Уверены, вы найдете на этом снимке 1911 года Бунина. А мы пока напомним, какое впечатление на Ивана Алексеевича произвел Сфинкс:
«Вокруг меня мертвое жаркое море дюн и долин, полузасыпанных песками скал и могильников. Все блестит, как атлас, отделяясь от шелковистой лазури. Всюду гробовая тишина и бездна пламенного света: Я иду и не свожу глаз со Сфинкса. Туловище его высечено из гранита целиком, — приставлены только голова и плечи. Грудь обита, плоска, слоиста. Лапы обезображены. И весь он, грубый, дикий, сказочно- громадный, носит следы той жуткой древности и той борьбы, что с незапамятных времен суждена ему, как охранителю «Страны Солнца», страны жизни, от Сета, бога смерти. Он весь в трещинах и кажется покосившимся от песков, наискось засыпающих его. Но как спокойно-спокойно глядит он куда-то на Восток, на далекую солнечно-мглистую долину Нила. Его женственная голова, его пятиаршинное безносое лицо вызывает в моем сердце почти такое же благоговение, как в сердцах подданных Хуфу».

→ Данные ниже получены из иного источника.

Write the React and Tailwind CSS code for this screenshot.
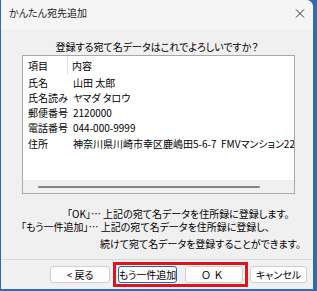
import React from "react";

const font = {
  fontFamily: '"Noto Sans CJK JP", "Noto Sans", sans-serif'
};

const rows = [
  ["氏名", "山田 太郎"],
  ["氏名読み", "ヤマダ タロウ"],
  ["郵便番号", "2120000"],
  ["電話番号", "044-000-9999"],
  ["住所", "神奈川県川崎市幸区鹿嶋田5-6-7\u00a0\u00a0FMVマンション222号室"]
];

function DialogButton({ label, className = "" }) {
  return (
    <button
      className={`h-[17px] px-0 rounded-[3px] border bg-[#fdfdfd] text-[10px] leading-none text-black whitespace-nowrap flex items-center justify-center ${className}`}
    >
      {label}
    </button>
  );
}

export default function App() {
  return (
    <div
      className="relative w-[317px] h-[291px] bg-[#2e6bb2] text-black [font-feature-settings:'palt']"
      style={font}
    >
      <div className="ml-[1px] w-[312px] h-[289px] bg-[#f0f0f0] rounded-tr-[7px] flex flex-col overflow-hidden">
        {/* title bar */}
        <div className="h-[29px] bg-[#f5f5f5] flex items-start justify-between pl-[8px] pr-[8px] pt-[6px]">
          <span className="text-[10px] leading-[14px] text-[#1b1b1b]">
            かんたん宛先追加
          </span>
          <svg width="10" height="9" viewBox="0 0 10 9" className="mt-[3px]">
            <path d="M1 0.5 L9 8.5 M9 0.5 L1 8.5" stroke="#333" strokeWidth="1" />
          </svg>
        </div>

        {/* question */}
        <div className="mt-[11px] h-[14px] text-center text-[10px] leading-[14px]">
          登録する宛て名データはこれでよろしいですか？
        </div>

        {/* list view */}
        <div className="mt-[1px] ml-[21px] w-[273px] h-[139px] bg-white border border-[#a9a9a9] flex flex-col text-[10px] leading-none">
          <div className="h-[19px] flex items-center">
            <div className="w-[45px] h-full pl-[5px] flex items-center border-r border-[#e3e3e3]">
              項目
            </div>
            <div className="pl-[4px]">内容</div>
          </div>
          {rows.map(([k, v]) => (
            <div key={k} className="h-[15.25px] flex items-center whitespace-nowrap overflow-hidden">
              <div className="w-[45px] shrink-0 pl-[5px]">{k}</div>
              <div className="pl-[5px]">{v}</div>
            </div>
          ))}
          <div className="flex-1" />
          <div className="h-[13px] bg-[#f0f0f0] flex items-center">
            <div className="ml-[15px] w-[222px] h-[2px] bg-[#858585] rounded-full" />
          </div>
        </div>

        {/* explanation */}
        <div className="text-[10px] leading-[13px] whitespace-nowrap">
          <div className="mt-[13px] pl-[66px]">「OK」… 上記の宛て名データを住所録に登録します。</div>
          <div className="pl-[20px]">「もう一件追加」… 上記の宛て名データを住所録に登録し、</div>
          <div className="mt-[4px] pl-[99px]">続けて宛て名データを登録することができます。</div>
        </div>

        {/* separator */}
        <div className="mt-[9px] h-[1px] bg-[#d9d9d9]" />

        {/* buttons */}
        <div className="mt-[6px] flex pl-[49px]">
          <DialogButton label="< 戻る" className="w-[60px] border-[#d0d0d0]" />
          <DialogButton
            label="もう一件追加"
            className="ml-[8px] w-[59px] border-[1.5px] border-[#1d64b3] text-[9.5px]"
          />
          <DialogButton label="ＯＫ" className="ml-[8px] w-[58px] border-[#d0d0d0] tracking-[4px]" />
          <DialogButton label="キャンセル" className="ml-[7px] w-[57px] border-[#d0d0d0]" />
        </div>
      </div>

      {/* highlight */}
      <div className="absolute left-[113px] top-[262px] w-[135px] h-[25px] border-[3px] border-[#e3131b]" />
    </div>
  );
}
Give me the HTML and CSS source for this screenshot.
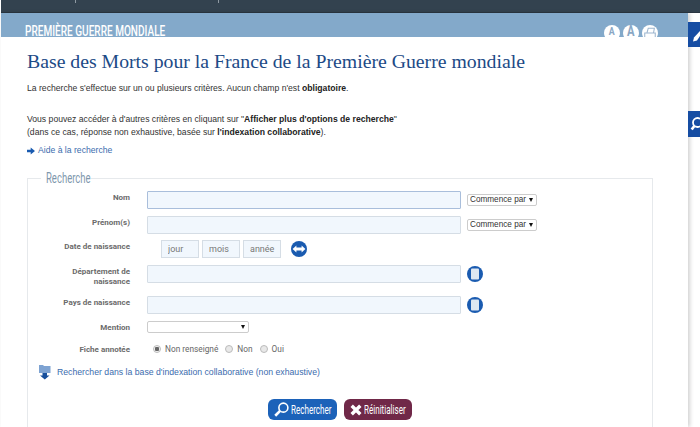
FILE: index.html
```html
<!DOCTYPE html>
<html lang="fr">

<head>
    <meta charset="UTF-8" />
    <title>Base des Morts pour la France</title>
    <link rel="stylesheet" href="styles.css">
</head>

<body>
    <div class="topbar"><span class="tick"></span><span class="tick"></span></div>

    <div class="page">
        <div class="band">
            <span class="band-title">PREMIÈRE GUERRE MONDIALE</span>
            <div class="tools">
                <span class="tool tool-small"><span class="tool-letter">A</span></span>
                <span class="tool tool-big"><span class="tool-letter">A</span></span>
                <span class="tool">
                    <svg viewBox="0 0 16 16" width="14" height="14" fill="none" stroke="#9db6cf" stroke-width="1.200">
                        <path d="M4.500 8 6 2.500h7L12 8" />
                        <path d="M2 8h12v5.500H2z" />
                    </svg>
                </span>
            </div>
        </div>

        <main class="content">
            <h1>Base des Morts pour la France de la Première Guerre mondiale</h1>
            <p class="intro">La recherche s'effectue sur un ou plusieurs critères. Aucun champ n'est <b>obligatoire</b>.</p>
            <p class="intro more">Vous pouvez accéder à d'autres critères en cliquant sur "<b>Afficher plus d'options de recherche</b>"<br>
                (dans ce cas, réponse non exhaustive, basée sur <b>l'indexation collaborative</b>).</p>
            <a href="#" class="help">
                <svg viewBox="0 0 10 10" width="8" height="8" fill="#1a5bb0"><path d="M0 3.400h4.600V.6L10 5 4.600 9.400V6.600H0z" /></svg>
                Aide à la recherche
            </a>

            <form>
                <fieldset>
                    <legend><span class="legend-text">Recherche</span></legend>

                    <div class="row row-nom">
                        <label for="nom">Nom</label>
                        <input type="text" id="nom" class="field field-active">
                        <span class="select-wrap"><select class="select-mode"><option>Commence par</option></select></span>
                    </div>

                    <div class="row">
                        <label for="prenom">Prénom(s)</label>
                        <input type="text" id="prenom" class="field">
                        <span class="select-wrap"><select class="select-mode"><option>Commence par</option></select></span>
                    </div>

                    <div class="row row-date">
                        <label>Date de naissance</label>
                        <div class="dates">
                            <input type="text" class="date" placeholder="jour">
                            <input type="text" class="date" placeholder="mois">
                            <input type="text" class="date" placeholder="année">
                            <svg class="round-icon" viewBox="0 0 16 16" width="16" height="16">
                                <circle cx="8" cy="8" r="8" fill="#1a5bb0" />
                                <path d="M1.600 8 5.400 4.600v2h5.200v-2L14.400 8l-3.800 3.400v-2H5.400v2z" fill="#fff" />
                            </svg>
                        </div>
                    </div>

                    <div class="row">
                        <label for="dept">Département de naissance</label>
                        <input type="text" id="dept" class="field">
                        <svg class="round-icon" viewBox="0 0 16 16" width="16" height="16">
                            <circle cx="8" cy="8" r="8" fill="#1a5bb0" />
                            <rect x="4" y="2.600" width="8" height="10.800" rx="1" fill="#dfe8f2" />
                        </svg>
                    </div>

                    <div class="row row-pays">
                        <label for="pays">Pays de naissance</label>
                        <input type="text" id="pays" class="field">
                        <svg class="round-icon" viewBox="0 0 16 16" width="16" height="16">
                            <circle cx="8" cy="8" r="8" fill="#1a5bb0" />
                            <rect x="4" y="2.600" width="8" height="10.800" rx="1" fill="#dfe8f2" />
                        </svg>
                    </div>

                    <div class="row row-mention">
                        <label for="mention">Mention</label>
                        <span class="select-wrap"><select id="mention" class="select-mention"><option></option></select></span>
                    </div>

                    <div class="row row-fiche">
                        <label>Fiche annotée</label>
                        <div class="radios">
                            <label class="radio"><input type="radio" name="fiche" checked>Non renseigné</label>
                            <label class="radio"><input type="radio" name="fiche">Non</label>
                            <label class="radio"><input type="radio" name="fiche">Oui</label>
                        </div>
                    </div>

                    <a href="#" class="more-link">
                        <svg viewBox="0 0 12 16" width="12" height="16">
                            <path d="M0 1h4l1 1h6.500v7H0z" fill="#7ea3d2" />
                            <path d="M3.500 9h4.500v2.500h2.500L5.800 15.500 1 11.500h2.500z" fill="#174f9c" />
                        </svg>
                        Rechercher dans la base d'indexation collaborative (non exhaustive)
                    </a>

                    <div class="actions">
                        <button type="button" class="btn btn-search">
                            <svg viewBox="0 0 16 16" width="15" height="15" fill="none" stroke="#fff">
                                <circle cx="10" cy="6" r="4.800" stroke-width="1.700" />
                                <path d="M6.500 9.500 1.300 14.700" stroke-width="2.800" />
                            </svg>
                            <span class="btn-text">Rechercher</span>
                        </button>
                        <button type="button" class="btn btn-reset">
                            <svg viewBox="0 0 12 12" width="12" height="12" fill="none" stroke="#fff" stroke-width="3.400">
                                <path d="M1.700 1.700l8.600 8.600M10.300 1.700l-8.600 8.600" />
                            </svg>
                            <span class="btn-text">Réinitialiser</span>
                        </button>
                    </div>
                </fieldset>
            </form>
        </main>
    </div>

    <!-- onglets colles au bord droit -->
    <div class="side-tab side-tab-edit">
        <svg viewBox="0 0 12 25" width="12" height="25" fill="#fff"><path d="M5 19.500l1-4L12 9v5l-3 4.500z" /></svg>
    </div>
    <div class="side-tab side-tab-search">
        <svg viewBox="0 0 12 26" width="12" height="26" fill="none" stroke="#fff">
            <circle cx="9.500" cy="11.500" r="4.500" stroke-width="1.800" />
            <path d="M6.300 15 3.700 18.500" stroke-width="2.600" />
        </svg>
    </div>
</body>
</html>
```

FILE: styles.css
```css
* {
    box-sizing: border-box;
}

html,
body {
    height: 100%;
}

body {
    margin: 0;
    overflow: hidden;
    background: #fff;
    font-family: "Liberation Sans", Arial, sans-serif;
    color: #333;
}

.topbar {
    display: flex;
    gap: 142px;
    height: 13px;
    margin-left: 1px;
    padding-left: 74px;
    background: #33424f;
    border-bottom: 1px solid #2a3641;
}

.tick {
    width: 1px;
    height: 3px;
    background: #8f9aa3;
}

.page {
    width: 687px;
    margin-left: 1px;
    height: 414px;
    overflow: hidden;
    box-shadow: 2px 0 4px rgba(0, 0, 0, 0.18);
}

.band {
    display: flex;
    justify-content: space-between;
    height: 24px;
    padding: 12px 30px 0 24px;
    overflow: hidden;
    background: #83a9ca;
}

.band-title {
    display: inline-block;
    font-family: Roboto, sans-serif;
    font-weight: 500;
    font-size: 15px;
    line-height: 12px;
    color: #fff;
    white-space: nowrap;
    transform: scaleX(0.67);
    transform-origin: left top;
}

.tools {
    display: flex;
    align-items: flex-start;
    gap: 3px;
}

.tool {
    flex: none;
    display: flex;
    justify-content: center;
    padding-top: 1px;
    width: 16px;
    height: 16px;
    border-radius: 50%;
    background: #fff;
    color: #8aa7c4;
    font-family: Roboto, sans-serif;
    font-weight: 700;
    font-size: 11px;
    line-height: 11px;
}

.tool-small {
    padding-top: 2px;
    line-height: 10px;
}

.tool-big {
    font-size: 14px;
}

.tool-letter {
    display: inline-block;
    transform: scaleX(0.8);
}

.content {
    padding: 11px 35px 0 26px;
}

h1 {
    margin: 0;
    font-family: "Liberation Serif", serif;
    font-weight: 400;
    font-size: 19.750px;
    line-height: 26px;
    color: #1c4a86;
    white-space: nowrap;
}

.intro {
    margin: 8px 0 0;
    font-size: 8.650px;
    line-height: 13px;
    color: #333;
}

.intro b {
    color: #222;
}

.more {
    margin-top: 18px;
}

.help {
    display: flex;
    align-items: center;
    gap: 3px;
    margin-top: 5px;
    font-size: 8.650px;
    line-height: 13px;
    color: #3b6cae;
    text-decoration: none;
}

form {
    margin-top: 14px;
}

fieldset {
    margin: 0;
    padding: 0;
    height: 300px;
    border: 1px solid #e6e9ec;
}

legend {
    margin-left: 13px;
    padding: 0 5px;
    width: 50px;
    height: 14px;
    font-family: Roboto, sans-serif;
    font-size: 14px;
    line-height: 14px;
    color: #7f98ad;
}

.legend-text {
    display: inline-block;
    white-space: nowrap;
    transform: scaleX(0.68);
    transform-origin: left top;
}

.row {
    display: flex;
    align-items: center;
    gap: 6px;
    height: 18px;
    margin-top: 7px;
}

.row-nom {
    margin-top: 6px;
}

.row-date {
    margin-top: 6px;
}

.row > label:first-child {
    flex: none;
    align-self: flex-start;
    width: 102px;
    margin-right: 11px;
    padding: 2px 0 0 25px;
    font-family: Roboto, sans-serif;
    font-weight: 700;
    font-size: 8px;
    line-height: 10px;
    text-align: right;
    color: #6b6b6b;
}

.field {
    flex: none;
    width: 314px;
    height: 18px;
    padding: 0 4px;
    background: #f1f7fd;
    border: 1px solid #d5dde5;
    border-radius: 1px;
}

.field-active {
    border-color: #a9bedb;
}

.select-wrap {
    position: relative;
    display: inline-block;
}

.select-wrap::after {
    content: "";
    position: absolute;
    right: 4px;
    top: 4px;
    border-left: 2.500px solid transparent;
    border-right: 2.500px solid transparent;
    border-top: 4px solid #111;
}

select {
    display: block;
    appearance: none;
    padding: 0 0 0 2px;
    height: 12px;
    background: #fff;
    border: 1px solid #ccc;
    border-radius: 2px;
    font-family: "Liberation Sans", Arial, sans-serif;
    font-size: 8.200px;
    line-height: 10px;
    color: #333;
}

.select-mode {
    width: 70px;
}

.select-mention {
    width: 102px;
}

.dates {
    display: flex;
    align-items: center;
    gap: 3px;
    margin-left: 14px;
}

.date {
    width: 38px;
    height: 18px;
    padding: 0 0 0 6px;
    background: #f1f7fd;
    border: 1px solid #d5dde5;
    font-family: Roboto, sans-serif;
    font-size: 9px;
}

.date::placeholder {
    color: #777;
}

.round-icon {
    flex: none;
}

.dates .round-icon {
    margin-left: 7px;
}

.row-pays {
    margin-top: 13px;
}

.row-mention {
    height: 12px;
    margin-top: 7px;
}

.row-fiche {
    height: 12px;
    margin-top: 10px;
}

.radios {
    display: flex;
    gap: 7px;
    margin-left: 6px;
}

.radio {
    display: flex;
    align-items: center;
    gap: 4px;
    font-family: Roboto, sans-serif;
    font-size: 8.300px;
    line-height: 12px;
    color: #666;
}

.radio input {
    appearance: none;
    width: 8px;
    height: 8px;
    margin: 0;
    border: 1px solid #bbb;
    border-radius: 50%;
    background: #e8e8e8;
}

.radio input:checked {
    background: radial-gradient(circle, #666 0 2px, #f4f4f4 2.500px);
}

.more-link {
    display: flex;
    align-items: center;
    gap: 6px;
    margin: 9px 0 0 11px;
    font-size: 8.700px;
    line-height: 16px;
    color: #3b6cae;
    text-decoration: none;
}

.actions {
    display: flex;
    justify-content: center;
    gap: 7px;
    margin-top: 19px;
    padding-right: 1px;
}

.btn {
    display: flex;
    align-items: center;
    gap: 2px;
    height: 21px;
    padding: 0 0 0 6px;
    border: none;
    border-radius: 6px;
    color: #fff;
}

.btn-search {
    width: 69px;
    background: #1c62b9;
}

.btn-reset {
    width: 68px;
    background: #702848;
}

.btn-text {
    display: inline-block;
    width: 44px;
    font-family: Roboto, sans-serif;
    font-size: 13px;
    line-height: 14px;
    white-space: nowrap;
    text-align: left;
    transform: scaleX(0.62);
    transform-origin: left center;
}

.side-tab {
    position: absolute;
    right: 0;
    width: 12px;
    height: 25px;
    background: #164da3;
}

.side-tab-edit {
    top: 22px;
}

.side-tab-search {
    top: 111px;
    height: 26px;
}
```
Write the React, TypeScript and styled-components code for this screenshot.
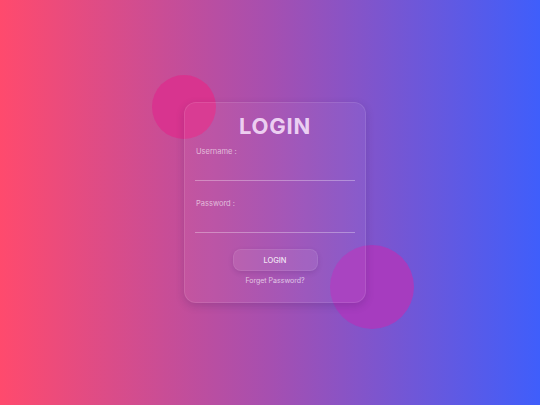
import React from "react";
import styled, { createGlobalStyle } from "styled-components";

const Global = createGlobalStyle`
  html, body { margin: 0; padding: 0; }
  body {
    width: 540px;
    height: 405px;
    overflow: hidden;
    font-family: "Inter", "Noto Sans", sans-serif;
  }
`;

const Page = styled.div`
  width: 540px;
  height: 405px;
  background: linear-gradient(90deg, #ff4a6d 0%, #a64fb0 50%, #3f5efb 100%);
  display: flex;
  align-items: flex-start;
  justify-content: flex-start;
  box-sizing: border-box;
  padding: 102px 0 0 184px;
`;

const Stage = styled.div`
  position: relative;
  width: 182px;
  height: 201px;
`;

const Circle = styled.div<{ $size: number; $left: number; $top: number; $color: string }>`
  position: absolute;
  width: ${(p) => p.$size}px;
  height: ${(p) => p.$size}px;
  left: ${(p) => p.$left}px;
  top: ${(p) => p.$top}px;
  border-radius: 50%;
  background: ${(p) => p.$color};
  filter: blur(0.6px);
`;

const Card = styled.form`
  position: relative;
  box-sizing: border-box;
  width: 182px;
  height: 201px;
  border-radius: 12px;
  background: rgba(255, 255, 255, 0.045);
  border: 1px solid rgba(255, 255, 255, 0.1);
  box-shadow: 0 3px 8px rgba(40, 20, 80, 0.18);
  padding: 10px 10px 0 10px;
  display: flex;
  flex-direction: column;
`;

const Title = styled.h1`
  margin: 0;
  text-align: center;
  font-size: 22px;
  line-height: 26px;
  font-weight: 700;
  letter-spacing: 0.8px;
  color: rgba(246, 224, 250, 0.9);
`;

const Field = styled.div<{ $mt: number }>`
  display: flex;
  flex-direction: column;
  margin-top: ${(p) => p.$mt}px;
`;

const Label = styled.label`
  font-size: 7.5px;
  line-height: 10px;
  color: rgba(255, 255, 255, 0.6);
  padding-left: 1px;
`;

const Input = styled.input`
  margin-top: 11px;
  height: 12px;
  padding: 0;
  background: transparent;
  border: none;
  border-bottom: 1px solid rgba(255, 255, 255, 0.32);
  outline: none;
  color: #fff;
  font-family: inherit;
`;

const Button = styled.button`
  align-self: center;
  margin-top: 16px;
  width: 85px;
  height: 22px;
  border-radius: 8px;
  background: rgba(255, 255, 255, 0.07);
  border: 1px solid rgba(255, 255, 255, 0.08);
  box-shadow: 0 2px 5px rgba(60, 20, 90, 0.15);
  color: rgba(255, 255, 255, 0.85);
  font-family: inherit;
  font-size: 7.5px;
  font-weight: 500;
  padding: 0;
`;

const Forgot = styled.a`
  align-self: center;
  margin-top: 5px;
  font-size: 7px;
  color: rgba(255, 255, 255, 0.68);
  text-decoration: none;
`;

export default function App() {
  return (
    <>
      <Global />
      <Page>
        <Stage>
          <Circle $size={64} $left={-32} $top={-27} $color="#d8348f" />
          <Circle $size={84} $left={146} $top={143} $color="#a63cbf" />
          <Card onSubmit={(e) => e.preventDefault()}>
            <Title>LOGIN</Title>
            <Field $mt={8}>
              <Label>Username :</Label>
              <Input type="text" />
            </Field>
            <Field $mt={18}>
              <Label>Password :</Label>
              <Input type="password" />
            </Field>
            <Button type="button">LOGIN</Button>
            <Forgot href="#">Forget Password?</Forgot>
          </Card>
        </Stage>
      </Page>
    </>
  );
}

Кстати, Веру Николаевну Сфинкс тоже впечатлил более других пирамид:
«Уже в конце аллеи различаем пирамиды. Ян [Бунин] сравнивает их с деревенскими ригами. Издали они не кажутся грандиозными. И вот мы одни у подножья Хеопса, и только тут, подойдя вплотную к пирамиде, я ощущаю ее величину. Но ни взбираться на нее, ни осматривать ее внутри мы не решаемся — слишком жарко! Мы обходим вокруг все пирамиды, удивляемся высоте каждого шершавого уступа и всем существом понимаем, что значит „египетская“ работа, вспоминаем Баальбек. Затем долго стоим перед Сфинксом, очень засыпанным. Сфинкс производит на меня более сильное впечатление, чем пирамиды, — своей мощью и загадочностью».